▸ **Stated exercise**:
Your copy of the material below should match it exactly, except that it holds no pictures.

▸ **Information provided**:
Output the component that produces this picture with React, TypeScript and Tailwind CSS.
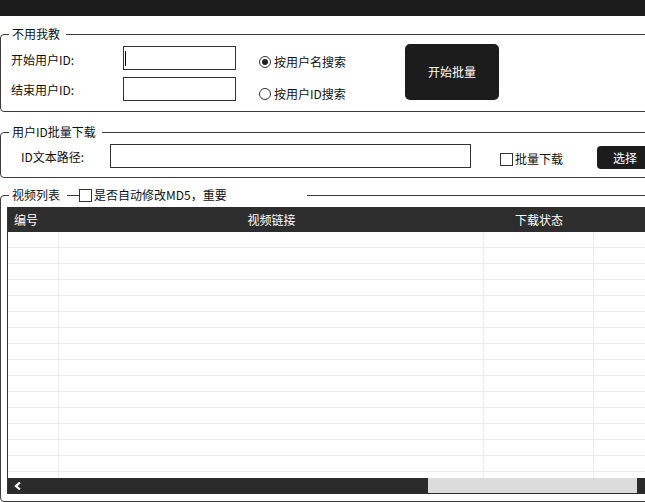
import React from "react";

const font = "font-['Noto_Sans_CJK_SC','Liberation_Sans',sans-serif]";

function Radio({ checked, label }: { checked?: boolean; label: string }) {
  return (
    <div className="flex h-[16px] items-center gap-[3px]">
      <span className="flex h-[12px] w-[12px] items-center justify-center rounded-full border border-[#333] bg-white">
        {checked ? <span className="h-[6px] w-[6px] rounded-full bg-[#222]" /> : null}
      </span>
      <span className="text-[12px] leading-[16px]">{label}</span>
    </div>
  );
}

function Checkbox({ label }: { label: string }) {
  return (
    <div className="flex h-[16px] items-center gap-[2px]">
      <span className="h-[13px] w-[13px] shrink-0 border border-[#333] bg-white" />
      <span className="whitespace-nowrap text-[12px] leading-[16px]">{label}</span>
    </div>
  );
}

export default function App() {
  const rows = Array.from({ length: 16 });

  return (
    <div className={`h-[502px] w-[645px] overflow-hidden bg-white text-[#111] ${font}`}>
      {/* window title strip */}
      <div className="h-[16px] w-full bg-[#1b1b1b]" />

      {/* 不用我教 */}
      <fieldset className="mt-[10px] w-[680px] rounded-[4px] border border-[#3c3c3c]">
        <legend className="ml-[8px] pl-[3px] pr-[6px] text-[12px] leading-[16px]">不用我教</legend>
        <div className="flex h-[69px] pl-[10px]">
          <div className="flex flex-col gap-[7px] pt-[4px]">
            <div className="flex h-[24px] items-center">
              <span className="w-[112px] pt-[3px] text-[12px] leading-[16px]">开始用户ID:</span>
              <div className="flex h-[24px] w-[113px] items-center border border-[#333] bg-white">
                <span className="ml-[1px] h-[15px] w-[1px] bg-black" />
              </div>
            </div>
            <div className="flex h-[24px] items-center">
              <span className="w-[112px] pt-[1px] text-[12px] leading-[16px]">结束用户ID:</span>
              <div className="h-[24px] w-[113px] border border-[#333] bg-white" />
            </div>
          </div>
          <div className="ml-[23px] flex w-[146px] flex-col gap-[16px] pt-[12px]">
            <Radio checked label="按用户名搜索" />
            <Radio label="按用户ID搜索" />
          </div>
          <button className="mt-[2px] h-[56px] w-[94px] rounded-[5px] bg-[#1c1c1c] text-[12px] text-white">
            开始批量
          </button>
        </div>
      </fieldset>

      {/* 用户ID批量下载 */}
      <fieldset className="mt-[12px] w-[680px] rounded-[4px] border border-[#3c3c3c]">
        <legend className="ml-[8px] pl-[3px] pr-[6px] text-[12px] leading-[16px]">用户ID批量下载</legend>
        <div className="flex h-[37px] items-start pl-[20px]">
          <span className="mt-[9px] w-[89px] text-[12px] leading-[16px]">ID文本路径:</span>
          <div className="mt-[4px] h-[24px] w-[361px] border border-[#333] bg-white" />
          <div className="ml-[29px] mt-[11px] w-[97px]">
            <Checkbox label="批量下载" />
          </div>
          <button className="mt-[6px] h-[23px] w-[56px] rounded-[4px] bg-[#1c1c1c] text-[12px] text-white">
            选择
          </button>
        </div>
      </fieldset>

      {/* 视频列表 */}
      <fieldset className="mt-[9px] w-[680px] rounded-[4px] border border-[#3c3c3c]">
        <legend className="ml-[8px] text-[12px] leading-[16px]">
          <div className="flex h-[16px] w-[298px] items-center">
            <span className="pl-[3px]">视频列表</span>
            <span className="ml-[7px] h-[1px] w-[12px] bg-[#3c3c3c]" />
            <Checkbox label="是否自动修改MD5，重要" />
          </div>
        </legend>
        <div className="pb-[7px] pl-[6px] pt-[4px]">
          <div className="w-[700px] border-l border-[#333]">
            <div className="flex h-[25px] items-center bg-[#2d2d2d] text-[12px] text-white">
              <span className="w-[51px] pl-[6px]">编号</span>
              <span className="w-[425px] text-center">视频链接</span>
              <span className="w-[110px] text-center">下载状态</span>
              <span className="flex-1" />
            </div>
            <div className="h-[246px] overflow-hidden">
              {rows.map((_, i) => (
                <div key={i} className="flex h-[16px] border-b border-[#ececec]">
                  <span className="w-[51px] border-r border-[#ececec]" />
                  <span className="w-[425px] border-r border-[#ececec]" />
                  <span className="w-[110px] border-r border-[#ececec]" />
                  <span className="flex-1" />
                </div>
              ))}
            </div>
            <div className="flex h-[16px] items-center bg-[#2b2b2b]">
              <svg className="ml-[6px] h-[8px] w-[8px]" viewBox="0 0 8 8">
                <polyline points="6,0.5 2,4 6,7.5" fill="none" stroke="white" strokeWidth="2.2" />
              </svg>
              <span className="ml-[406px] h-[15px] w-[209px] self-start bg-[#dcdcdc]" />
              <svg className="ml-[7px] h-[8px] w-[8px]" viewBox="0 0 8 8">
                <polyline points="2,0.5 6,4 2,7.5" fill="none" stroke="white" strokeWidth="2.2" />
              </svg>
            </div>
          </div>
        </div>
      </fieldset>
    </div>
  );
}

▸ **Final answer**:
Output the component that produces this picture with React, TypeScript and Tailwind CSS.
import React from "react";

const font = "font-['Noto_Sans_CJK_SC','Liberation_Sans',sans-serif]";

function Radio({ checked, label }: { checked?: boolean; label: string }) {
  return (
    <div className="flex h-[16px] items-center gap-[3px]">
      <span className="flex h-[12px] w-[12px] items-center justify-center rounded-full border border-[#333] bg-white">
        {checked ? <span className="h-[6px] w-[6px] rounded-full bg-[#222]" /> : null}
      </span>
      <span className="text-[12px] leading-[16px]">{label}</span>
    </div>
  );
}

function Checkbox({ label }: { label: string }) {
  return (
    <div className="flex h-[16px] items-center gap-[2px]">
      <span className="h-[13px] w-[13px] shrink-0 border border-[#333] bg-white" />
      <span className="whitespace-nowrap text-[12px] leading-[16px]">{label}</span>
    </div>
  );
}

export default function App() {
  const rows = Array.from({ length: 16 });

  return (
    <div className={`h-[502px] w-[645px] overflow-hidden bg-white text-[#111] ${font}`}>
      {/* window title strip */}
      <div className="h-[16px] w-full bg-[#1b1b1b]" />

      {/* 不用我教 */}
      <fieldset className="mt-[10px] w-[680px] rounded-[4px] border border-[#3c3c3c]">
        <legend className="ml-[8px] pl-[3px] pr-[6px] text-[12px] leading-[16px]">不用我教</legend>
        <div className="flex h-[69px] pl-[10px]">
          <div className="flex flex-col gap-[7px] pt-[4px]">
            <div className="flex h-[24px] items-center">
              <span className="w-[112px] pt-[3px] text-[12px] leading-[16px]">开始用户ID:</span>
              <div className="flex h-[24px] w-[113px] items-center border border-[#333] bg-white">
                <span className="ml-[1px] h-[15px] w-[1px] bg-black" />
              </div>
            </div>
            <div className="flex h-[24px] items-center">
              <span className="w-[112px] pt-[1px] text-[12px] leading-[16px]">结束用户ID:</span>
              <div className="h-[24px] w-[113px] border border-[#333] bg-white" />
            </div>
          </div>
          <div className="ml-[23px] flex w-[146px] flex-col gap-[16px] pt-[12px]">
            <Radio checked label="按用户名搜索" />
            <Radio label="按用户ID搜索" />
          </div>
          <button className="mt-[2px] h-[56px] w-[94px] rounded-[5px] bg-[#1c1c1c] text-[12px] text-white">
            开始批量
          </button>
        </div>
      </fieldset>

      {/* 用户ID批量下载 */}
      <fieldset className="mt-[12px] w-[680px] rounded-[4px] border border-[#3c3c3c]">
        <legend className="ml-[8px] pl-[3px] pr-[6px] text-[12px] leading-[16px]">用户ID批量下载</legend>
        <div className="flex h-[37px] items-start pl-[20px]">
          <span className="mt-[9px] w-[89px] text-[12px] leading-[16px]">ID文本路径:</span>
          <div className="mt-[4px] h-[24px] w-[361px] border border-[#333] bg-white" />
          <div className="ml-[29px] mt-[11px] w-[97px]">
            <Checkbox label="批量下载" />
          </div>
          <button className="mt-[6px] h-[23px] w-[56px] rounded-[4px] bg-[#1c1c1c] text-[12px] text-white">
            选择
          </button>
        </div>
      </fieldset>

      {/* 视频列表 */}
      <fieldset className="mt-[9px] w-[680px] rounded-[4px] border border-[#3c3c3c]">
        <legend className="ml-[8px] text-[12px] leading-[16px]">
          <div className="flex h-[16px] w-[298px] items-center">
            <span className="pl-[3px]">视频列表</span>
            <span className="ml-[7px] h-[1px] w-[12px] bg-[#3c3c3c]" />
            <Checkbox label="是否自动修改MD5，重要" />
          </div>
        </legend>
        <div className="pb-[7px] pl-[6px] pt-[4px]">
          <div className="w-[700px] border-l border-[#333]">
            <div className="flex h-[25px] items-center bg-[#2d2d2d] text-[12px] text-white">
              <span className="w-[51px] pl-[6px]">编号</span>
              <span className="w-[425px] text-center">视频链接</span>
              <span className="w-[110px] text-center">下载状态</span>
              <span className="flex-1" />
            </div>
            <div className="h-[246px] overflow-hidden">
              {rows.map((_, i) => (
                <div key={i} className="flex h-[16px] border-b border-[#ececec]">
                  <span className="w-[51px] border-r border-[#ececec]" />
                  <span className="w-[425px] border-r border-[#ececec]" />
                  <span className="w-[110px] border-r border-[#ececec]" />
                  <span className="flex-1" />
                </div>
              ))}
            </div>
            <div className="flex h-[16px] items-center bg-[#2b2b2b]">
              <svg className="ml-[6px] h-[8px] w-[8px]" viewBox="0 0 8 8">
                <polyline points="6,0.5 2,4 6,7.5" fill="none" stroke="white" strokeWidth="2.2" />
              </svg>
              <span className="ml-[406px] h-[15px] w-[209px] self-start bg-[#dcdcdc]" />
              <svg className="ml-[7px] h-[8px] w-[8px]" viewBox="0 0 8 8">
                <polyline points="2,0.5 6,4 2,7.5" fill="none" stroke="white" strokeWidth="2.2" />
              </svg>
            </div>
          </div>
        </div>
      </fieldset>
    </div>
  );
}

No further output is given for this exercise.